Trading Probability for Fairness


Marcin Jurdzinski, Orna Kupferman, and Thomas A. Henzinger

Behavioral properties of open systems can be formalized as objectives in two-player games. Turn-based games model asynchronous interaction between the players (the system and its environment) by interleaving their moves. Concurrent games model synchronous interaction: the players always move simultaneously. Infinitary winning criteria are considered: Buechi, co-Buechi, and more general parity conditions. A generalization of determinacy for parity games to concurrent parity games demands probabilistic (mixed) strategies: either player 1 has a mixed strategy to win with probability 1 (almost-sure winning), or player 2 has a mixed strategy to win with positive probability.

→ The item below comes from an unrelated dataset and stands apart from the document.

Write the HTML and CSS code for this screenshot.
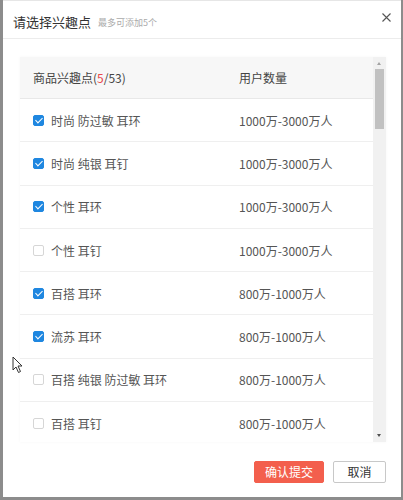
FILE: index.html
```html
<!DOCTYPE html>
<html lang="zh-CN">
<head>
<meta charset="utf-8">
<title>请选择兴趣点</title>
<link rel="stylesheet" href="styles.css">
</head>
<body>
<div class="modal">
  <div class="header">
    <span class="title">请选择兴趣点</span>
    <span class="sub">最多可添加5个</span>
    <span class="close"><svg width="9" height="9" viewBox="0 0 9 9"><path d="M0.5 0.5L8.5 8.5M8.5 0.5L0.5 8.5" stroke="#555" stroke-width="1.1" fill="none"/></svg></span>
  </div>
  <div class="body">
    <div class="table">
      <div class="list">
        <div class="row head"><span class="c1">商品兴趣点(<em>5</em>/53)</span><span class="c2">用户数量</span></div>
        <div class="row"><span class="c1"><i class="cb on"></i>时尚 防过敏 耳环</span><span class="c2">1000万-3000万人</span></div>
        <div class="row"><span class="c1"><i class="cb on"></i>时尚 纯银 耳钉</span><span class="c2">1000万-3000万人</span></div>
        <div class="row"><span class="c1"><i class="cb on"></i>个性 耳环</span><span class="c2">1000万-3000万人</span></div>
        <div class="row"><span class="c1"><i class="cb"></i>个性 耳钉</span><span class="c2">1000万-3000万人</span></div>
        <div class="row"><span class="c1"><i class="cb on"></i>百搭 耳环</span><span class="c2">800万-1000万人</span></div>
        <div class="row"><span class="c1"><i class="cb on"></i>流苏 耳环</span><span class="c2">800万-1000万人</span></div>
        <div class="row"><span class="c1"><i class="cb"></i>百搭 纯银 防过敏 耳环</span><span class="c2">800万-1000万人</span></div>
        <div class="row"><span class="c1"><i class="cb"></i>百搭 耳钉</span><span class="c2">800万-1000万人</span></div>
      </div>
      <div class="scrollbar">
        <span class="arrow up"></span>
        <span class="thumb"></span>
        <span class="track"></span>
        <span class="arrow down"></span>
      </div>
    </div>
  </div>
  <div class="footer">
    <button class="btn primary">确认提交</button>
    <button class="btn">取消</button>
  </div>
</div>
<svg class="cursor" width="12" height="18" viewBox="0 0 12 18"><path d="M1 1L1 14L4 11L6.5 16.5L8.5 15.5L6 10L10 10Z" fill="#fff" stroke="#333" stroke-width="1"/></svg>
</body>
</html>
```
FILE: styles.css
```css
html, body {
  margin: 0;
  padding: 0;
}
body {
  width: 403px;
  height: 500px;
  background: #8c8c8c;
  font-family: "Noto Sans CJK SC", "Noto Sans", sans-serif;
  position: relative;
  overflow: hidden;
}
.modal {
  margin: 0 2px 0 3px;
  height: 497px;
  background: #fff;
  border-top: 1px solid #e6e6e6;
  box-sizing: border-box;
  display: flex;
  flex-direction: column;
}
.header {
  height: 38px;
  border-bottom: 1px solid #ececec;
  display: flex;
  align-items: center;
  padding: 3px 0 0 10px;
  box-sizing: border-box;
}
.title {
  font-size: 13px;
  color: #333;
}
.sub {
  font-size: 9px;
  color: #aaa;
  margin-left: 7px;
  margin-top: 2px;
}
.close {
  margin-left: auto;
  margin-right: 10px;
  align-self: flex-start;
  margin-top: 9px;
  line-height: 0;
}
.body {
  padding: 18px 15px 0 17px;
}
.table {
  display: flex;
  height: 385px;
  box-shadow: 0 0 3px rgba(0,0,0,0.04);
}
.list {
  flex: 1;
  overflow: hidden;
  background: #fff;
}
.row {
  display: grid;
  grid-template-columns: 206px 1fr;
  align-items: center;
  height: 43.3px;
  border-top: 1px solid #efefef;
  box-sizing: border-box;
  font-size: 12px;
  color: #555;
  padding-left: 13px;
}
.row.head {
  height: 41px;
  border-top: none;
  background: #f7f7f7;
  color: #444;
}
.row.head + .row {
  border-top: 1px solid #e8e8e8;
}
.c1 {
  display: flex;
  align-items: center;
}
em {
  font-style: normal;
  color: #e9494a;
}
.cb {
  width: 11px;
  height: 11px;
  border: 1px solid #d6d6d6;
  border-radius: 2px;
  box-sizing: border-box;
  margin-right: 7px;
  background: #fff;
  position: relative;
}
.cb.on {
  background: #1f87e0;
  border-color: #1f87e0;
}
.cb.on::after {
  content: "";
  position: absolute;
  left: 3px;
  top: 0px;
  width: 3px;
  height: 6px;
  border: solid #fff;
  border-width: 0 1.6px 1.6px 0;
  transform: rotate(45deg);
}
.scrollbar {
  width: 13px;
  background: #f1f1f1;
  display: flex;
  flex-direction: column;
  align-items: center;
}
.arrow {
  height: 12px;
  width: 13px;
  position: relative;
}
.arrow::after {
  content: "";
  position: absolute;
  left: 4px;
  width: 0;
  height: 0;
  border-left: 2.5px solid transparent;
  border-right: 2.5px solid transparent;
}
.arrow.up::after {
  top: 5px;
  border-bottom: 3px solid #a3a3a3;
}
.arrow.down::after {
  top: 4px;
  border-top: 3px solid #505050;
}
.thumb {
  width: 9px;
  height: 60px;
  background: #c1c1c1;
}
.track {
  flex: 1;
}
.footer {
  display: flex;
  justify-content: flex-end;
  gap: 9px;
  padding: 19px 15px 0 0;
}
.btn {
  height: 22px;
  font-family: inherit;
  font-size: 12px;
  border-radius: 2px;
  padding: 0;
  line-height: 1;
  display: flex;
  align-items: center;
  justify-content: center;
  box-sizing: border-box;
  cursor: pointer;
}
.btn.primary {
  width: 70px;
  background: #f35f4d;
  border: 1px solid #f35f4d;
  color: #fff;
}
.btn:not(.primary) {
  width: 53px;
  background: #fff;
  border: 1px solid #c8c8c8;
  color: #333;
}
.cursor {
  position: absolute;
  left: 12px;
  top: 356px;
}
```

This work provides efficient reductions of concurrent probabilistic Buechi and co-Buechi games to turn-based games with Buechi condition and parity winning condition with three priorities, respectively. From a theoretical point of view, the latter reduction shows that one can trade the probabilistic nature of almost-sure winning for a more general parity (fairness) condition. The reductions improve understanding of concurrent games and provide an alternative simple proof of determinacy of concurrent Buechi and co-Buechi games. From a practical point of view, the reductions turn solvers of turn-based games into solvers of concurrent probabilistic games. Thus improvements in the well-studied algorithms for the former carry over immediately to the latter. In particular, a recent improvement in the complexity of solving turn-based parity games yields an improvement in time complexity of solving concurrent probabilistic co-Buechi games from cubic to quadratic.

Proceedings of the International Conference for Computer Science Logic (CSL), Lecture Notes in Computer Science 2471, Springer, 2002, pp. 292-305.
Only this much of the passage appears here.